**Set task**. Write the listing below out again exactly, dropping the images.

━━━━━━━━━━━━━━━━━━━━

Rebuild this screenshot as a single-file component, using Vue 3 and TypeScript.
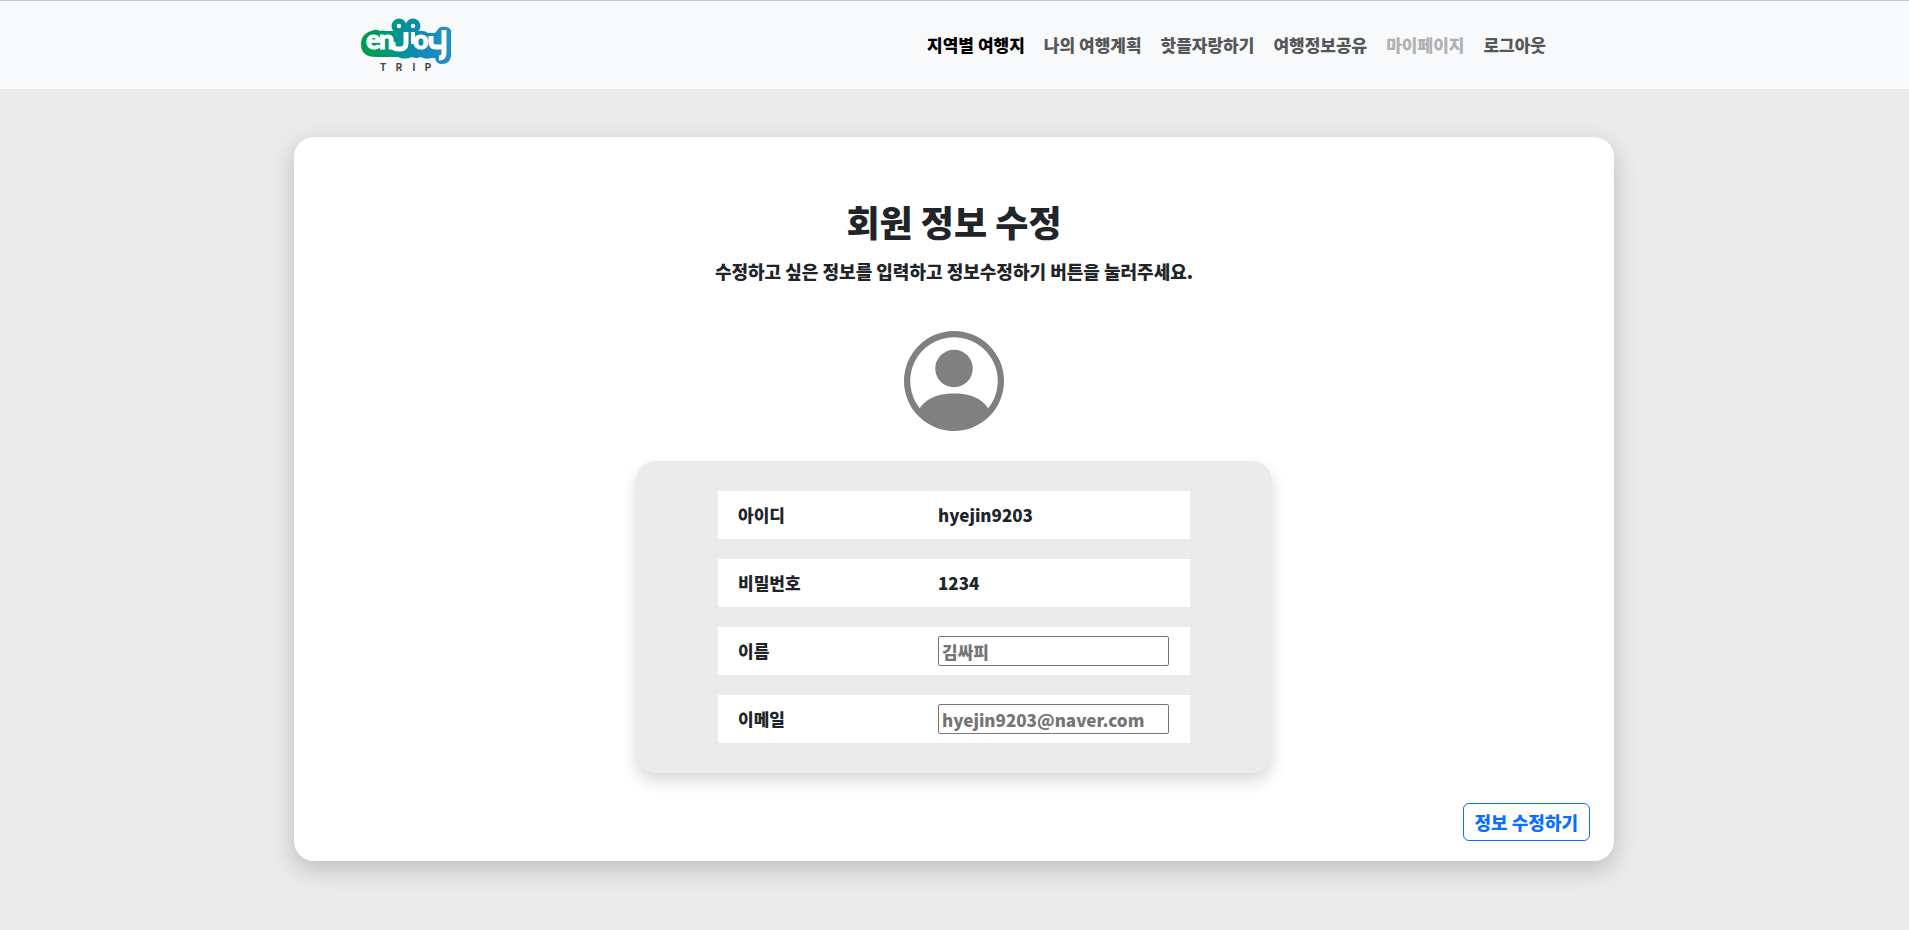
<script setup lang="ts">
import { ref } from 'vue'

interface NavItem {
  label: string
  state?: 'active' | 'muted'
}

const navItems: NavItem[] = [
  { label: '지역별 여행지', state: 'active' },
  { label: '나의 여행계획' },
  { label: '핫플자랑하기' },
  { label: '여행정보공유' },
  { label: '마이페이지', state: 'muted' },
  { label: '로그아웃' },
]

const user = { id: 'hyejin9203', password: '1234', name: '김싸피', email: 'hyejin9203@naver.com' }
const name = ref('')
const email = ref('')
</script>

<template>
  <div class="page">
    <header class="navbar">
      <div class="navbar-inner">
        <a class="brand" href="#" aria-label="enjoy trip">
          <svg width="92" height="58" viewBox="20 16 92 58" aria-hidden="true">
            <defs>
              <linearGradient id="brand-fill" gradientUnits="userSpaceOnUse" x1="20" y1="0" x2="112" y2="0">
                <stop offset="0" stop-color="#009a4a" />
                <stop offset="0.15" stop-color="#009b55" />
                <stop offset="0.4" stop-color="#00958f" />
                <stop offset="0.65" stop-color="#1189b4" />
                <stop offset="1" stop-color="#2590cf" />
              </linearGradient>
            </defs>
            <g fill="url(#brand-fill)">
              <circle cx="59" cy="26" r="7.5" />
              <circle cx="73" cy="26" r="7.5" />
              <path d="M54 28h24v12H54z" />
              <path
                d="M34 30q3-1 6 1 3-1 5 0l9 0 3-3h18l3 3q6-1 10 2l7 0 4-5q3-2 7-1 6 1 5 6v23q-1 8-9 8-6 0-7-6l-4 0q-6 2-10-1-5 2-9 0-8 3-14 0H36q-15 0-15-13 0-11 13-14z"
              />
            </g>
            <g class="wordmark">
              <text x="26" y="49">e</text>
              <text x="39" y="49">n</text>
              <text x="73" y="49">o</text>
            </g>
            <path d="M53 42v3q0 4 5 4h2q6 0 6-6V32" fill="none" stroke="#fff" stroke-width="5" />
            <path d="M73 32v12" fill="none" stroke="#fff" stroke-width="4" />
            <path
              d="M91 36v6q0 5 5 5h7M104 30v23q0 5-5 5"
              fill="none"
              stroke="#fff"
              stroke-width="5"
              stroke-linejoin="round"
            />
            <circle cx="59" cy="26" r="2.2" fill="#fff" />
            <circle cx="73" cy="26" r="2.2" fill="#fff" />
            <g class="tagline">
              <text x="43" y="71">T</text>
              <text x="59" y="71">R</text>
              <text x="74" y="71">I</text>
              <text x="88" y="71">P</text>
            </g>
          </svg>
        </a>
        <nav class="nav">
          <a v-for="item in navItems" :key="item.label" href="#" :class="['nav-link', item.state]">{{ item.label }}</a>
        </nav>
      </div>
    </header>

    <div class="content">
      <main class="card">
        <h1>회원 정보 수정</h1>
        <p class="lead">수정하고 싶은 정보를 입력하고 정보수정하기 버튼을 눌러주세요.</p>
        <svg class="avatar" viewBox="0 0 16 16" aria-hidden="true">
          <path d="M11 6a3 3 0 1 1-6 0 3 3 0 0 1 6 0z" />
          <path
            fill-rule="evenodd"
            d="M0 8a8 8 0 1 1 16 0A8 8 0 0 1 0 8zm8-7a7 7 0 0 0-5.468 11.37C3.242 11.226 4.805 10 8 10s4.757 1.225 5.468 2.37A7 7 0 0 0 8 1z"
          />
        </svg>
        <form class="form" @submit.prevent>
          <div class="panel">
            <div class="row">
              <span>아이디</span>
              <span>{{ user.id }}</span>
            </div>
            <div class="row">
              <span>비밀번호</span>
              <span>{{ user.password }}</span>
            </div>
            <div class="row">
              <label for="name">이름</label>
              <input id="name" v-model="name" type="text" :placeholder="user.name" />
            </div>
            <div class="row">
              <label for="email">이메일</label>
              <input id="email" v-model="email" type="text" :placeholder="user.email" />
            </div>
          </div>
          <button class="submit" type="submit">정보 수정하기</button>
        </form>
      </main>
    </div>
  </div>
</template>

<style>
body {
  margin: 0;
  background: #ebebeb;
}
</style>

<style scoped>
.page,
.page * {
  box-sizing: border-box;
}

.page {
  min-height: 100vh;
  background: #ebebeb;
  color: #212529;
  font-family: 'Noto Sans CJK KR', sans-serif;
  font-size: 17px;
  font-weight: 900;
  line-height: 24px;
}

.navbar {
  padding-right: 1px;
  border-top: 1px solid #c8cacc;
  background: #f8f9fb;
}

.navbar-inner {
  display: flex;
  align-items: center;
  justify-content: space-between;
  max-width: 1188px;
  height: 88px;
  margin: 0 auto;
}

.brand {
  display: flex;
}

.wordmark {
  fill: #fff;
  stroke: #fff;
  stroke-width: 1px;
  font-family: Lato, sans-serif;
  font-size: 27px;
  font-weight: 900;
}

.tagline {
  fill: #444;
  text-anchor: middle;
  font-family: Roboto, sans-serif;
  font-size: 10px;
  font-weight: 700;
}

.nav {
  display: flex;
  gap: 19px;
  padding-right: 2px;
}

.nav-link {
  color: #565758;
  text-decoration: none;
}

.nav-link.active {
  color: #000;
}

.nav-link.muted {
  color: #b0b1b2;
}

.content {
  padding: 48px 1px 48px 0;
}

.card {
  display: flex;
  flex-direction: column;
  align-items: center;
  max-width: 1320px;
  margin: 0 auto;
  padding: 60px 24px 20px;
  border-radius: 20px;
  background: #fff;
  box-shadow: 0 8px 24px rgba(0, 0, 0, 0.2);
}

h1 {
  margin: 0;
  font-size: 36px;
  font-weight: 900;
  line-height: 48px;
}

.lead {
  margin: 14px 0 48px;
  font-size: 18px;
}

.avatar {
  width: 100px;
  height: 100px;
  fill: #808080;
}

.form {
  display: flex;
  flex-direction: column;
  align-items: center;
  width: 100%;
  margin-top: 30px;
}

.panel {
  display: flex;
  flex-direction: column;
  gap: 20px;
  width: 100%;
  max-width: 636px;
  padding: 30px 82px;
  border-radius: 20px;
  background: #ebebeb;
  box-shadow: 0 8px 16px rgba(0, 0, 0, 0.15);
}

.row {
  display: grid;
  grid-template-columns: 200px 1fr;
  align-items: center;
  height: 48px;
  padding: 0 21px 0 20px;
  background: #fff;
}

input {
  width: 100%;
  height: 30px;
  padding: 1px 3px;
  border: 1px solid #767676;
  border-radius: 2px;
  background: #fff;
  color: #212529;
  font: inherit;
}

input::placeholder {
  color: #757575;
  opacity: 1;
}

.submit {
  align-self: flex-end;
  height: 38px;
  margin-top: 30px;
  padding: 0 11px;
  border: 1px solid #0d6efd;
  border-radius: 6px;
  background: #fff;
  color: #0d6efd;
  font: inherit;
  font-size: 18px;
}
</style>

━━━━━━━━━━━━━━━━━━━━

**Correct answer**.
Rebuild this screenshot as a single-file component, using Vue 3 and TypeScript.
<script setup lang="ts">
import { ref } from 'vue'

interface NavItem {
  label: string
  state?: 'active' | 'muted'
}

const navItems: NavItem[] = [
  { label: '지역별 여행지', state: 'active' },
  { label: '나의 여행계획' },
  { label: '핫플자랑하기' },
  { label: '여행정보공유' },
  { label: '마이페이지', state: 'muted' },
  { label: '로그아웃' },
]

const user = { id: 'hyejin9203', password: '1234', name: '김싸피', email: 'hyejin9203@naver.com' }
const name = ref('')
const email = ref('')
</script>

<template>
  <div class="page">
    <header class="navbar">
      <div class="navbar-inner">
        <a class="brand" href="#" aria-label="enjoy trip">
          <svg width="92" height="58" viewBox="20 16 92 58" aria-hidden="true">
            <defs>
              <linearGradient id="brand-fill" gradientUnits="userSpaceOnUse" x1="20" y1="0" x2="112" y2="0">
                <stop offset="0" stop-color="#009a4a" />
                <stop offset="0.15" stop-color="#009b55" />
                <stop offset="0.4" stop-color="#00958f" />
                <stop offset="0.65" stop-color="#1189b4" />
                <stop offset="1" stop-color="#2590cf" />
              </linearGradient>
            </defs>
            <g fill="url(#brand-fill)">
              <circle cx="59" cy="26" r="7.5" />
              <circle cx="73" cy="26" r="7.5" />
              <path d="M54 28h24v12H54z" />
              <path
                d="M34 30q3-1 6 1 3-1 5 0l9 0 3-3h18l3 3q6-1 10 2l7 0 4-5q3-2 7-1 6 1 5 6v23q-1 8-9 8-6 0-7-6l-4 0q-6 2-10-1-5 2-9 0-8 3-14 0H36q-15 0-15-13 0-11 13-14z"
              />
            </g>
            <g class="wordmark">
              <text x="26" y="49">e</text>
              <text x="39" y="49">n</text>
              <text x="73" y="49">o</text>
            </g>
            <path d="M53 42v3q0 4 5 4h2q6 0 6-6V32" fill="none" stroke="#fff" stroke-width="5" />
            <path d="M73 32v12" fill="none" stroke="#fff" stroke-width="4" />
            <path
              d="M91 36v6q0 5 5 5h7M104 30v23q0 5-5 5"
              fill="none"
              stroke="#fff"
              stroke-width="5"
              stroke-linejoin="round"
            />
            <circle cx="59" cy="26" r="2.2" fill="#fff" />
            <circle cx="73" cy="26" r="2.2" fill="#fff" />
            <g class="tagline">
              <text x="43" y="71">T</text>
              <text x="59" y="71">R</text>
              <text x="74" y="71">I</text>
              <text x="88" y="71">P</text>
            </g>
          </svg>
        </a>
        <nav class="nav">
          <a v-for="item in navItems" :key="item.label" href="#" :class="['nav-link', item.state]">{{ item.label }}</a>
        </nav>
      </div>
    </header>

    <div class="content">
      <main class="card">
        <h1>회원 정보 수정</h1>
        <p class="lead">수정하고 싶은 정보를 입력하고 정보수정하기 버튼을 눌러주세요.</p>
        <svg class="avatar" viewBox="0 0 16 16" aria-hidden="true">
          <path d="M11 6a3 3 0 1 1-6 0 3 3 0 0 1 6 0z" />
          <path
            fill-rule="evenodd"
            d="M0 8a8 8 0 1 1 16 0A8 8 0 0 1 0 8zm8-7a7 7 0 0 0-5.468 11.37C3.242 11.226 4.805 10 8 10s4.757 1.225 5.468 2.37A7 7 0 0 0 8 1z"
          />
        </svg>
        <form class="form" @submit.prevent>
          <div class="panel">
            <div class="row">
              <span>아이디</span>
              <span>{{ user.id }}</span>
            </div>
            <div class="row">
              <span>비밀번호</span>
              <span>{{ user.password }}</span>
            </div>
            <div class="row">
              <label for="name">이름</label>
              <input id="name" v-model="name" type="text" :placeholder="user.name" />
            </div>
            <div class="row">
              <label for="email">이메일</label>
              <input id="email" v-model="email" type="text" :placeholder="user.email" />
            </div>
          </div>
          <button class="submit" type="submit">정보 수정하기</button>
        </form>
      </main>
    </div>
  </div>
</template>

<style>
body {
  margin: 0;
  background: #ebebeb;
}
</style>

<style scoped>
.page,
.page * {
  box-sizing: border-box;
}

.page {
  min-height: 100vh;
  background: #ebebeb;
  color: #212529;
  font-family: 'Noto Sans CJK KR', sans-serif;
  font-size: 17px;
  font-weight: 900;
  line-height: 24px;
}

.navbar {
  padding-right: 1px;
  border-top: 1px solid #c8cacc;
  background: #f8f9fb;
}

.navbar-inner {
  display: flex;
  align-items: center;
  justify-content: space-between;
  max-width: 1188px;
  height: 88px;
  margin: 0 auto;
}

.brand {
  display: flex;
}

.wordmark {
  fill: #fff;
  stroke: #fff;
  stroke-width: 1px;
  font-family: Lato, sans-serif;
  font-size: 27px;
  font-weight: 900;
}

.tagline {
  fill: #444;
  text-anchor: middle;
  font-family: Roboto, sans-serif;
  font-size: 10px;
  font-weight: 700;
}

.nav {
  display: flex;
  gap: 19px;
  padding-right: 2px;
}

.nav-link {
  color: #565758;
  text-decoration: none;
}

.nav-link.active {
  color: #000;
}

.nav-link.muted {
  color: #b0b1b2;
}

.content {
  padding: 48px 1px 48px 0;
}

.card {
  display: flex;
  flex-direction: column;
  align-items: center;
  max-width: 1320px;
  margin: 0 auto;
  padding: 60px 24px 20px;
  border-radius: 20px;
  background: #fff;
  box-shadow: 0 8px 24px rgba(0, 0, 0, 0.2);
}

h1 {
  margin: 0;
  font-size: 36px;
  font-weight: 900;
  line-height: 48px;
}

.lead {
  margin: 14px 0 48px;
  font-size: 18px;
}

.avatar {
  width: 100px;
  height: 100px;
  fill: #808080;
}

.form {
  display: flex;
  flex-direction: column;
  align-items: center;
  width: 100%;
  margin-top: 30px;
}

.panel {
  display: flex;
  flex-direction: column;
  gap: 20px;
  width: 100%;
  max-width: 636px;
  padding: 30px 82px;
  border-radius: 20px;
  background: #ebebeb;
  box-shadow: 0 8px 16px rgba(0, 0, 0, 0.15);
}

.row {
  display: grid;
  grid-template-columns: 200px 1fr;
  align-items: center;
  height: 48px;
  padding: 0 21px 0 20px;
  background: #fff;
}

input {
  width: 100%;
  height: 30px;
  padding: 1px 3px;
  border: 1px solid #767676;
  border-radius: 2px;
  background: #fff;
  color: #212529;
  font: inherit;
}

input::placeholder {
  color: #757575;
  opacity: 1;
}

.submit {
  align-self: flex-end;
  height: 38px;
  margin-top: 30px;
  padding: 0 11px;
  border: 1px solid #0d6efd;
  border-radius: 6px;
  background: #fff;
  color: #0d6efd;
  font: inherit;
  font-size: 18px;
}
</style>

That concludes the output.